→ RECORDED DATA:

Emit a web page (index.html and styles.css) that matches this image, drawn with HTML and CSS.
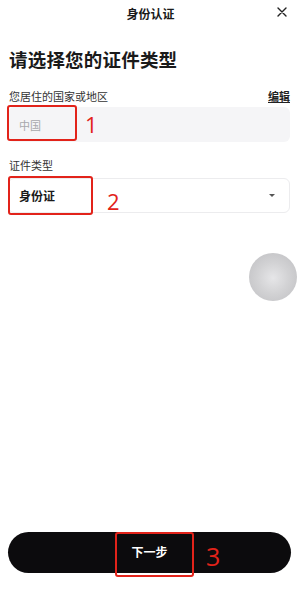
FILE: index.html
```html
<!DOCTYPE html>
<html lang="zh-CN">
<head>
    <meta charset="UTF-8">
    <meta name="viewport" content="width=device-width, initial-scale=1.0">
    <link rel="stylesheet" href="styles.css">
    <title>身份认证</title>
</head>
<body>
    <div class="pagina">
        <div class="cabecera">
            <span class="titulo">身份认证</span>
            <span class="cerrar">
                <svg width="10" height="10" viewBox="0 0 10 10"><path d="M1 1L9 9M9 1L1 9" stroke="#222" stroke-width="1.4" stroke-linecap="round"/></svg>
            </span>
        </div>

        <h1 class="encabezado">请选择您的证件类型</h1>

        <div class="fila-label">
            <span class="label">您居住的国家或地区</span>
            <span class="editar">编辑</span>
        </div>
        <div class="campo campo-gris">
            <span class="valor-gris">中国</span>
            <span class="marca marca1"></span>
            <span class="numero num1">1</span>
        </div>

        <div class="fila-label segunda">
            <span class="label">证件类型</span>
        </div>
        <div class="campo campo-select">
            <span class="valor">身份证</span>
            <span class="flecha"></span>
            <span class="marca marca2"></span>
            <span class="numero num2">2</span>
        </div>

        <div class="burbuja"></div>

        <div class="espacio"></div>

        <button class="boton">
            下一步
            <span class="marca marca3"></span>
            <span class="numero num3">3</span>
        </button>
    </div>
</body>
</html>
```

FILE: styles.css
```css
body {
    margin: 0;
    background-color: #ffffff;
    font-family: "Noto Sans CJK SC", "Noto Sans", sans-serif;
    color: #1a1a1a;
}

.pagina {
    width: 299px;
    height: 607px;
    display: flex;
    flex-direction: column;
    position: relative;
}

.cabecera {
    height: 26px;
    display: flex;
    align-items: center;
    justify-content: center;
    position: relative;
}

.titulo {
    font-size: 12px;
    font-weight: bold;
    margin-left: 2px;
}

.cerrar {
    position: absolute;
    right: 12px;
    top: 7px;
    display: flex;
}

.encabezado {
    margin: 21px 0 0 9px;
    font-size: 18.5px;
    font-weight: bold;
    line-height: 24px;
    letter-spacing: 0.2px;
}

.fila-label {
    margin: 18px 9px 0 9px;
    display: flex;
    justify-content: space-between;
    align-items: center;
    height: 14px;
}

.fila-label.segunda {
    margin-top: 16px;
}

.label {
    font-size: 11px;
    color: #333;
}

.editar {
    font-size: 11px;
    font-weight: bold;
    text-decoration: underline;
    color: #222;
}

.campo {
    margin: 3px 9px 0 8px;
    height: 35px;
    border-radius: 6px;
    display: flex;
    align-items: center;
    position: relative;
}

.campo-gris {
    background-color: #f5f5f7;
    margin-top: 4px;
}

.campo-select {
    background-color: #ffffff;
    border: 1px solid #ececee;
    box-sizing: border-box;
    margin-top: 6px;
}

.valor-gris {
    margin-left: 11px;
    font-size: 11px;
    color: #a8a8ac;
}

.valor {
    margin-left: 10px;
    font-size: 12px;
    font-weight: bold;
}

.flecha {
    margin-left: auto;
    margin-right: 14px;
    width: 0;
    height: 0;
    border-left: 3px solid transparent;
    border-right: 3px solid transparent;
    border-top: 3px solid #555;
}

.marca {
    position: absolute;
    border: 2px solid #e2231a;
    border-radius: 3px;
    box-sizing: border-box;
}

.marca1 {
    left: -1px;
    top: -2px;
    width: 70px;
    height: 36px;
}

.marca2 {
    left: -1px;
    top: -3px;
    width: 85px;
    height: 39px;
}

.marca3 {
    left: 107px;
    top: 0;
    width: 79px;
    height: 45px;
}

.numero {
    position: absolute;
    color: #e2231a;
    font-family: "Open Sans", "Lato", sans-serif;
    font-weight: 400;
    font-size: 22px;
    line-height: 22px;
}

.num1 {
    left: 77px;
    top: 6px;
}

.num2 {
    left: 98px;
    top: 11px;
}

.num3 {
    left: 198px;
    top: 12px;
    font-size: 25px;
    line-height: 25px;
}

.burbuja {
    align-self: flex-end;
    margin: 40px 2px 0 0;
    width: 48px;
    height: 48px;
    border-radius: 50%;
    background: radial-gradient(circle at 50% 52%, #e6e6e8 0%, #d2d2d4 45%, #bdbdc0 100%);
}

.espacio {
    flex: 1;
}

.boton {
    margin: 0 8px 34px 8px;
    height: 41px;
    border: none;
    border-radius: 21px;
    background-color: #0c0b0d;
    color: #ffffff;
    font-family: "Noto Sans CJK SC", sans-serif;
    font-size: 12px;
    font-weight: bold;
    position: relative;
    padding: 0 0 2px 0;
}
```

→ WHAT THE EXERCISE ASKS: Repeat the listing verbatim. Skip the pictures.

→ OUTPUT OF THE EXERCISE:
Emit a web page (index.html and styles.css) that matches this image, drawn with HTML and CSS.
FILE: index.html
```html
<!DOCTYPE html>
<html lang="zh-CN">
<head>
    <meta charset="UTF-8">
    <meta name="viewport" content="width=device-width, initial-scale=1.0">
    <link rel="stylesheet" href="styles.css">
    <title>身份认证</title>
</head>
<body>
    <div class="pagina">
        <div class="cabecera">
            <span class="titulo">身份认证</span>
            <span class="cerrar">
                <svg width="10" height="10" viewBox="0 0 10 10"><path d="M1 1L9 9M9 1L1 9" stroke="#222" stroke-width="1.4" stroke-linecap="round"/></svg>
            </span>
        </div>

        <h1 class="encabezado">请选择您的证件类型</h1>

        <div class="fila-label">
            <span class="label">您居住的国家或地区</span>
            <span class="editar">编辑</span>
        </div>
        <div class="campo campo-gris">
            <span class="valor-gris">中国</span>
            <span class="marca marca1"></span>
            <span class="numero num1">1</span>
        </div>

        <div class="fila-label segunda">
            <span class="label">证件类型</span>
        </div>
        <div class="campo campo-select">
            <span class="valor">身份证</span>
            <span class="flecha"></span>
            <span class="marca marca2"></span>
            <span class="numero num2">2</span>
        </div>

        <div class="burbuja"></div>

        <div class="espacio"></div>

        <button class="boton">
            下一步
            <span class="marca marca3"></span>
            <span class="numero num3">3</span>
        </button>
    </div>
</body>
</html>
```

FILE: styles.css
```css
body {
    margin: 0;
    background-color: #ffffff;
    font-family: "Noto Sans CJK SC", "Noto Sans", sans-serif;
    color: #1a1a1a;
}

.pagina {
    width: 299px;
    height: 607px;
    display: flex;
    flex-direction: column;
    position: relative;
}

.cabecera {
    height: 26px;
    display: flex;
    align-items: center;
    justify-content: center;
    position: relative;
}

.titulo {
    font-size: 12px;
    font-weight: bold;
    margin-left: 2px;
}

.cerrar {
    position: absolute;
    right: 12px;
    top: 7px;
    display: flex;
}

.encabezado {
    margin: 21px 0 0 9px;
    font-size: 18.5px;
    font-weight: bold;
    line-height: 24px;
    letter-spacing: 0.2px;
}

.fila-label {
    margin: 18px 9px 0 9px;
    display: flex;
    justify-content: space-between;
    align-items: center;
    height: 14px;
}

.fila-label.segunda {
    margin-top: 16px;
}

.label {
    font-size: 11px;
    color: #333;
}

.editar {
    font-size: 11px;
    font-weight: bold;
    text-decoration: underline;
    color: #222;
}

.campo {
    margin: 3px 9px 0 8px;
    height: 35px;
    border-radius: 6px;
    display: flex;
    align-items: center;
    position: relative;
}

.campo-gris {
    background-color: #f5f5f7;
    margin-top: 4px;
}

.campo-select {
    background-color: #ffffff;
    border: 1px solid #ececee;
    box-sizing: border-box;
    margin-top: 6px;
}

.valor-gris {
    margin-left: 11px;
    font-size: 11px;
    color: #a8a8ac;
}

.valor {
    margin-left: 10px;
    font-size: 12px;
    font-weight: bold;
}

.flecha {
    margin-left: auto;
    margin-right: 14px;
    width: 0;
    height: 0;
    border-left: 3px solid transparent;
    border-right: 3px solid transparent;
    border-top: 3px solid #555;
}

.marca {
    position: absolute;
    border: 2px solid #e2231a;
    border-radius: 3px;
    box-sizing: border-box;
}

.marca1 {
    left: -1px;
    top: -2px;
    width: 70px;
    height: 36px;
}

.marca2 {
    left: -1px;
    top: -3px;
    width: 85px;
    height: 39px;
}

.marca3 {
    left: 107px;
    top: 0;
    width: 79px;
    height: 45px;
}

.numero {
    position: absolute;
    color: #e2231a;
    font-family: "Open Sans", "Lato", sans-serif;
    font-weight: 400;
    font-size: 22px;
    line-height: 22px;
}

.num1 {
    left: 77px;
    top: 6px;
}

.num2 {
    left: 98px;
    top: 11px;
}

.num3 {
    left: 198px;
    top: 12px;
    font-size: 25px;
    line-height: 25px;
}

.burbuja {
    align-self: flex-end;
    margin: 40px 2px 0 0;
    width: 48px;
    height: 48px;
    border-radius: 50%;
    background: radial-gradient(circle at 50% 52%, #e6e6e8 0%, #d2d2d4 45%, #bdbdc0 100%);
}

.espacio {
    flex: 1;
}

.boton {
    margin: 0 8px 34px 8px;
    height: 41px;
    border: none;
    border-radius: 21px;
    background-color: #0c0b0d;
    color: #ffffff;
    font-family: "Noto Sans CJK SC", sans-serif;
    font-size: 12px;
    font-weight: bold;
    position: relative;
    padding: 0 0 2px 0;
}
```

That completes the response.